[BEGIN]
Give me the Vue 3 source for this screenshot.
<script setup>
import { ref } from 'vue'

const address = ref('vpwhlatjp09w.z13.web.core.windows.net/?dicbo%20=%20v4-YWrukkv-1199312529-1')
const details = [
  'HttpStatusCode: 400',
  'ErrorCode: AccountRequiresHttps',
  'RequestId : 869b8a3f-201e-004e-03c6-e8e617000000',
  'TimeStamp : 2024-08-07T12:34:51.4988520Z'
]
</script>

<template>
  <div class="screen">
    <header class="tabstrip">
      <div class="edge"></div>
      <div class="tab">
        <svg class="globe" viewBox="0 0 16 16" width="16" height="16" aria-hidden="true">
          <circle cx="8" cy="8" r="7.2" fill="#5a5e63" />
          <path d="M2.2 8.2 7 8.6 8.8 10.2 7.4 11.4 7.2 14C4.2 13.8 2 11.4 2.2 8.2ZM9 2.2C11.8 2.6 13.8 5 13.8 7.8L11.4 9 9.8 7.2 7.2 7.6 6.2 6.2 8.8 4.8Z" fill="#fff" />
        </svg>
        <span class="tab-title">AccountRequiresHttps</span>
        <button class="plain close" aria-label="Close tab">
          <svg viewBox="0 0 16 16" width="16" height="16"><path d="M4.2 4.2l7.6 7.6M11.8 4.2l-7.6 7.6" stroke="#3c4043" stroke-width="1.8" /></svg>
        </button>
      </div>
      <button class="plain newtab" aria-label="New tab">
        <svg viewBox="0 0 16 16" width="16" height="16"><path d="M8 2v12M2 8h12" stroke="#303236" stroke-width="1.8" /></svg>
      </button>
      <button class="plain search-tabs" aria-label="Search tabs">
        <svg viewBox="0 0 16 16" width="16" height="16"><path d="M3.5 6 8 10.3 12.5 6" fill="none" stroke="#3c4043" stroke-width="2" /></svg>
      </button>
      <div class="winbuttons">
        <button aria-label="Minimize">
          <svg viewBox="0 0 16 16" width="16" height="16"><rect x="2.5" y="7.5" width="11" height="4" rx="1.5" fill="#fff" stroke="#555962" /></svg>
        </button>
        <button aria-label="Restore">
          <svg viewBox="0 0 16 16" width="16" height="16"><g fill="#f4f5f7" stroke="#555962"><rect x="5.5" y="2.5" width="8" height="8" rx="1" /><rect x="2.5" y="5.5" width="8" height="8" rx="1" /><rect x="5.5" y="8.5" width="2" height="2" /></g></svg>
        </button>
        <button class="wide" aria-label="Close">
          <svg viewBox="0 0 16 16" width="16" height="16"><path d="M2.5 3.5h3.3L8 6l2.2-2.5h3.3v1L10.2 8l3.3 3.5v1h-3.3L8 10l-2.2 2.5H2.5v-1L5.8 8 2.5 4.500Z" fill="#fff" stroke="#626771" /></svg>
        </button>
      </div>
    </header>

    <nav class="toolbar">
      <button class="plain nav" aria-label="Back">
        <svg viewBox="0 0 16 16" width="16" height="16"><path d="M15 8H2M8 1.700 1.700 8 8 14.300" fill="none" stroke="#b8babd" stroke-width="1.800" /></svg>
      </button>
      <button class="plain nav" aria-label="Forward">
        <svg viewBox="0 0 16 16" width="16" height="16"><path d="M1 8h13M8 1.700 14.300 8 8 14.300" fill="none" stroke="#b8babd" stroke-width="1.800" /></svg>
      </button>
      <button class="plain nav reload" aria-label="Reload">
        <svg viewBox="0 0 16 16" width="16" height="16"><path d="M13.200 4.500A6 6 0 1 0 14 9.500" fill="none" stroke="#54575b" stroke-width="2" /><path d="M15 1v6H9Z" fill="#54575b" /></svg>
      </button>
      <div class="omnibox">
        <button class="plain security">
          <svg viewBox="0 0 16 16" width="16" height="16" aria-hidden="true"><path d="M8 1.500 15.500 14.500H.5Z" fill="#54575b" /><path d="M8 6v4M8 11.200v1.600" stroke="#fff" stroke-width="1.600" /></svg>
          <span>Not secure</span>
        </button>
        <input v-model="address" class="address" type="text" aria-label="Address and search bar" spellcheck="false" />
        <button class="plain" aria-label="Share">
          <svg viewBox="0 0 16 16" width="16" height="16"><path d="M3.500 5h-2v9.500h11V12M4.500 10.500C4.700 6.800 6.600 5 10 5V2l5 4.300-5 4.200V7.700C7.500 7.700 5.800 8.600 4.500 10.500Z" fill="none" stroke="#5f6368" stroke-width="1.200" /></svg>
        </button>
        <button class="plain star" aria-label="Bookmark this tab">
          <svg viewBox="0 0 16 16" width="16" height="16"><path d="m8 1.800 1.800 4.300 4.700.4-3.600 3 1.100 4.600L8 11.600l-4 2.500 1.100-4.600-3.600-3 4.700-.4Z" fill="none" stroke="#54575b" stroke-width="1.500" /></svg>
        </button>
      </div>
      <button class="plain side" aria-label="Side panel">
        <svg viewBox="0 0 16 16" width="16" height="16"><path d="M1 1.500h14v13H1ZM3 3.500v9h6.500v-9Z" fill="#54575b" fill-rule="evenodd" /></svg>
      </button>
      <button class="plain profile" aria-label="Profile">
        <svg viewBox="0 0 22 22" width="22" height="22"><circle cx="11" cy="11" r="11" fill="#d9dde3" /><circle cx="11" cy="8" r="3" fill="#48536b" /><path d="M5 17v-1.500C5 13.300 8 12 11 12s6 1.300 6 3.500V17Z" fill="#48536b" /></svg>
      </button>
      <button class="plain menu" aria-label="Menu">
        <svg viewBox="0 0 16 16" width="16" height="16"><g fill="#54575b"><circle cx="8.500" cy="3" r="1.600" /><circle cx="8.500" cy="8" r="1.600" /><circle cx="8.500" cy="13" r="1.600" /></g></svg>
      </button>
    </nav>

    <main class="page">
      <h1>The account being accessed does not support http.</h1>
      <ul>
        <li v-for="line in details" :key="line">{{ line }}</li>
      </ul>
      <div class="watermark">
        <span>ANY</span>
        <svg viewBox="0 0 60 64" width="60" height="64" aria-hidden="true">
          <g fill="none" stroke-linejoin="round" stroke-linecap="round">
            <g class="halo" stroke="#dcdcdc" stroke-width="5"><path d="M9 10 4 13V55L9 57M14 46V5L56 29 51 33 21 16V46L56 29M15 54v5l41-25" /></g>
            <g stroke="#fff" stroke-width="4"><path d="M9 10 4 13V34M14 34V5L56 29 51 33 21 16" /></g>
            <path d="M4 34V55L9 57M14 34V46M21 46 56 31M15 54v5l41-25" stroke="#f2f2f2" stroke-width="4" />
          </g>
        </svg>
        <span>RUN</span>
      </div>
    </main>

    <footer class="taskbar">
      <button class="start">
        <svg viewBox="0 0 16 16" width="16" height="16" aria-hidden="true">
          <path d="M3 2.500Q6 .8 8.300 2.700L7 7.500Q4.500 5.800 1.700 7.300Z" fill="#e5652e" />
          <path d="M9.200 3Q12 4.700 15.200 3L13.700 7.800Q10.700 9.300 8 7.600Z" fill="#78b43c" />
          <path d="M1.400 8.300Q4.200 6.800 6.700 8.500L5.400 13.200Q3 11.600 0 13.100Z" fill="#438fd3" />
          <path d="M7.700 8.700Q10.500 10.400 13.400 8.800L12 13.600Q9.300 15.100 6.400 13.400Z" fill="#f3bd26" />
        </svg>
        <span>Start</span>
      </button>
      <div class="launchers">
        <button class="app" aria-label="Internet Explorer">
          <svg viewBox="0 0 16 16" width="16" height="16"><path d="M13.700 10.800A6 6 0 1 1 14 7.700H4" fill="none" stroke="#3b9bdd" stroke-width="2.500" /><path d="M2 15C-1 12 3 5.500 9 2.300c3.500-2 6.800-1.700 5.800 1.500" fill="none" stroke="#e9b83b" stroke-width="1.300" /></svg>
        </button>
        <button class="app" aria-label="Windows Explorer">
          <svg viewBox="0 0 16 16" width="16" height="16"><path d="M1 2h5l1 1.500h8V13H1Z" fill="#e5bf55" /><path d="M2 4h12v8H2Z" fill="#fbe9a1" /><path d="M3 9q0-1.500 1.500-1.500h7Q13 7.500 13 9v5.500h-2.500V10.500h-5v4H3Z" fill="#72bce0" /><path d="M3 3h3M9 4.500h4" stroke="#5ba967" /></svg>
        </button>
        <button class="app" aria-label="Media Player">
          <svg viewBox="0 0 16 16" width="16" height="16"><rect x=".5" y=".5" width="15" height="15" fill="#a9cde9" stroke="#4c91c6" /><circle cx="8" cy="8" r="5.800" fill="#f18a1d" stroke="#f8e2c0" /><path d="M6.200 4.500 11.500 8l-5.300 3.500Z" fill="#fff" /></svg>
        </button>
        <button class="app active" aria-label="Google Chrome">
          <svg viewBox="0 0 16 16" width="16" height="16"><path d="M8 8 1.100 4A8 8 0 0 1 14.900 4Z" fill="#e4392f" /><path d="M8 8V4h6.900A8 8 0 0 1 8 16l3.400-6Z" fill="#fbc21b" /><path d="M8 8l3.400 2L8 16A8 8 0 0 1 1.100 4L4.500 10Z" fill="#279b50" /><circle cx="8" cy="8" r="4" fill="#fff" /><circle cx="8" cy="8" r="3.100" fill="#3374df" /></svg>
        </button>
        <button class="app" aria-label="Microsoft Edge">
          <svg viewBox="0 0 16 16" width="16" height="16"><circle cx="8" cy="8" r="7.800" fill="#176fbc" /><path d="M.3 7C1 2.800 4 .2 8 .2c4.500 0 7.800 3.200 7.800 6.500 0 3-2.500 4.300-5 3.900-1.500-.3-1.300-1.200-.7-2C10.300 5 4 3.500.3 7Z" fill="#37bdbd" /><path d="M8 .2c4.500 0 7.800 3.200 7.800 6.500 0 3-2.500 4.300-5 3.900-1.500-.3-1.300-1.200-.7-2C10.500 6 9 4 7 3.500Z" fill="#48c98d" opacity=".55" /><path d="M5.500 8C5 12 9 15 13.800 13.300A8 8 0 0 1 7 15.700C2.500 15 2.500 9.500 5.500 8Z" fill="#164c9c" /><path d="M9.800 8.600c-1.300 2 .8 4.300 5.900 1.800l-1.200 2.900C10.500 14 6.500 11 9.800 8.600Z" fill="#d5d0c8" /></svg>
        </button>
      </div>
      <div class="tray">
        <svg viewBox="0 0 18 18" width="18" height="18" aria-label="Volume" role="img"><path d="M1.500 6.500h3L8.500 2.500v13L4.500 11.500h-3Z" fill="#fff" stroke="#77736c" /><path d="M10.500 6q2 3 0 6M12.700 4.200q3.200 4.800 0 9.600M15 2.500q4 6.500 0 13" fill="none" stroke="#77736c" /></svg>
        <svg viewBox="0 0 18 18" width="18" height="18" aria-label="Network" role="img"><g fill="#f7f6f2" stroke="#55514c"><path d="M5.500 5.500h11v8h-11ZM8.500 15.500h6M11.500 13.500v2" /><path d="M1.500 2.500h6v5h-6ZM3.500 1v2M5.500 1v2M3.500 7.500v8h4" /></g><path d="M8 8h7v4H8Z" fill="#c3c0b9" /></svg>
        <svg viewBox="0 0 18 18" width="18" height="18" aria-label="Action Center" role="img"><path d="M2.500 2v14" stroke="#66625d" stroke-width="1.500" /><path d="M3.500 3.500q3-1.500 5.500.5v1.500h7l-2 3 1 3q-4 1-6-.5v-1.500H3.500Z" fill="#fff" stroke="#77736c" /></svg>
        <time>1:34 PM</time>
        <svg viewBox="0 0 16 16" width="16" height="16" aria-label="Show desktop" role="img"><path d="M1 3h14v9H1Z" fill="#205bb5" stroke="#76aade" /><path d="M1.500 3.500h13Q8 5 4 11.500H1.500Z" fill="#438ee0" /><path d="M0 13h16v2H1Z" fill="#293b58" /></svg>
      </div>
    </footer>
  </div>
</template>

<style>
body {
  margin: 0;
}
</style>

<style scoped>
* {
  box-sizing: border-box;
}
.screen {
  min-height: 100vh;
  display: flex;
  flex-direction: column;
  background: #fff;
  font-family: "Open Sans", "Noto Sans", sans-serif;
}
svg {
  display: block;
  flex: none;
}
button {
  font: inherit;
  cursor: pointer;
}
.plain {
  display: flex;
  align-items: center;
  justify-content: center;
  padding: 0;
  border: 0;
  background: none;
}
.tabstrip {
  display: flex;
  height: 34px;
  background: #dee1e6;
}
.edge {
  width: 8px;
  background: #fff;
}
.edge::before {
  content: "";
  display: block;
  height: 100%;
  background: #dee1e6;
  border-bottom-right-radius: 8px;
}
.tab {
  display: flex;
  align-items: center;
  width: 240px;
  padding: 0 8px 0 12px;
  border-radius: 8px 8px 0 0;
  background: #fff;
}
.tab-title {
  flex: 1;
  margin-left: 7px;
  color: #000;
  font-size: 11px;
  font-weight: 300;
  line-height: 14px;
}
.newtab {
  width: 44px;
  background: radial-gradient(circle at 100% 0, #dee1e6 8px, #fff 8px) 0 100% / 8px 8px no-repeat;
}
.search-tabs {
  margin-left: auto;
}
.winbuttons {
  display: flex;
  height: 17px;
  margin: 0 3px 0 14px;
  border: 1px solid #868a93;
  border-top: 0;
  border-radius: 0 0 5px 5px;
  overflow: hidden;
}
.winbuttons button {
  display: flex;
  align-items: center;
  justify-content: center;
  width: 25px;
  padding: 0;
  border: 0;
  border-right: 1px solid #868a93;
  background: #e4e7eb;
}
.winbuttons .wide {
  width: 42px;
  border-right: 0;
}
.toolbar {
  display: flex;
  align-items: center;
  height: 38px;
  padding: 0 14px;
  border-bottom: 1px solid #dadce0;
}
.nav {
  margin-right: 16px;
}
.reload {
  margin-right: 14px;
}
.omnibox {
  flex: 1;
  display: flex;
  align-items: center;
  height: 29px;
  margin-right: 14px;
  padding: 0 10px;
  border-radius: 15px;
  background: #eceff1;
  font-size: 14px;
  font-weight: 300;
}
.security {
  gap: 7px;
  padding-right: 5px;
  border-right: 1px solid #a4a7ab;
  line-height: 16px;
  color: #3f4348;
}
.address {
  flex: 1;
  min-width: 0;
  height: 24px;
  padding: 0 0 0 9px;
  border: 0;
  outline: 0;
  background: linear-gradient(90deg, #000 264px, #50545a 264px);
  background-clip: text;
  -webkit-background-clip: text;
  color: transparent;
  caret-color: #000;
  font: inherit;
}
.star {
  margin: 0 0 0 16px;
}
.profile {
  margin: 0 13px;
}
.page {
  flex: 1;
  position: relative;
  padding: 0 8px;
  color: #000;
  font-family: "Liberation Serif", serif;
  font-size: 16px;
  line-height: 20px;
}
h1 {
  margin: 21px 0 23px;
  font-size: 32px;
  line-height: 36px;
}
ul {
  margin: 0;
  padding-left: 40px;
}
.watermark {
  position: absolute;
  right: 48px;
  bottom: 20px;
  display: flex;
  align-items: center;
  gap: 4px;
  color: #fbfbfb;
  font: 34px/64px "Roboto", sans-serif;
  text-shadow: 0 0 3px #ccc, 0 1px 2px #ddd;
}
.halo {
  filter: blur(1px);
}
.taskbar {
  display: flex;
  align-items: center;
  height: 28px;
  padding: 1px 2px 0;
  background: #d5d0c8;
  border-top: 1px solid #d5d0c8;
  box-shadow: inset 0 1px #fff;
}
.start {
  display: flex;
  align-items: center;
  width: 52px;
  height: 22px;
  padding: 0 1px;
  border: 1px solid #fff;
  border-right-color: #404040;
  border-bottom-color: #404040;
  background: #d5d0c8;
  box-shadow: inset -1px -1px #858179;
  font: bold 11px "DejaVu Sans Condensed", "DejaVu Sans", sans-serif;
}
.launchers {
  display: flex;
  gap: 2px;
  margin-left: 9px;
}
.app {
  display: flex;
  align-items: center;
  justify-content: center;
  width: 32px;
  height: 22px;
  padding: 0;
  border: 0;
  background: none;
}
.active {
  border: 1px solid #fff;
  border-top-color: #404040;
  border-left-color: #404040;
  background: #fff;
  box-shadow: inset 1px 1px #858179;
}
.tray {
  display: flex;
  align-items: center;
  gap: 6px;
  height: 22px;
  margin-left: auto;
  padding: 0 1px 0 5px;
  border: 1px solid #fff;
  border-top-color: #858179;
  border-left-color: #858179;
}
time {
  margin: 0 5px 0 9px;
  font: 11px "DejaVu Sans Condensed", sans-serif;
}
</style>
[END]
→ **Task directions**: Read the data above and pull out each line that holds the string "this".

→ **Task response**:
Give me the Vue 3 source for this screenshot.
        <button class="plain star" aria-label="Bookmark this tab">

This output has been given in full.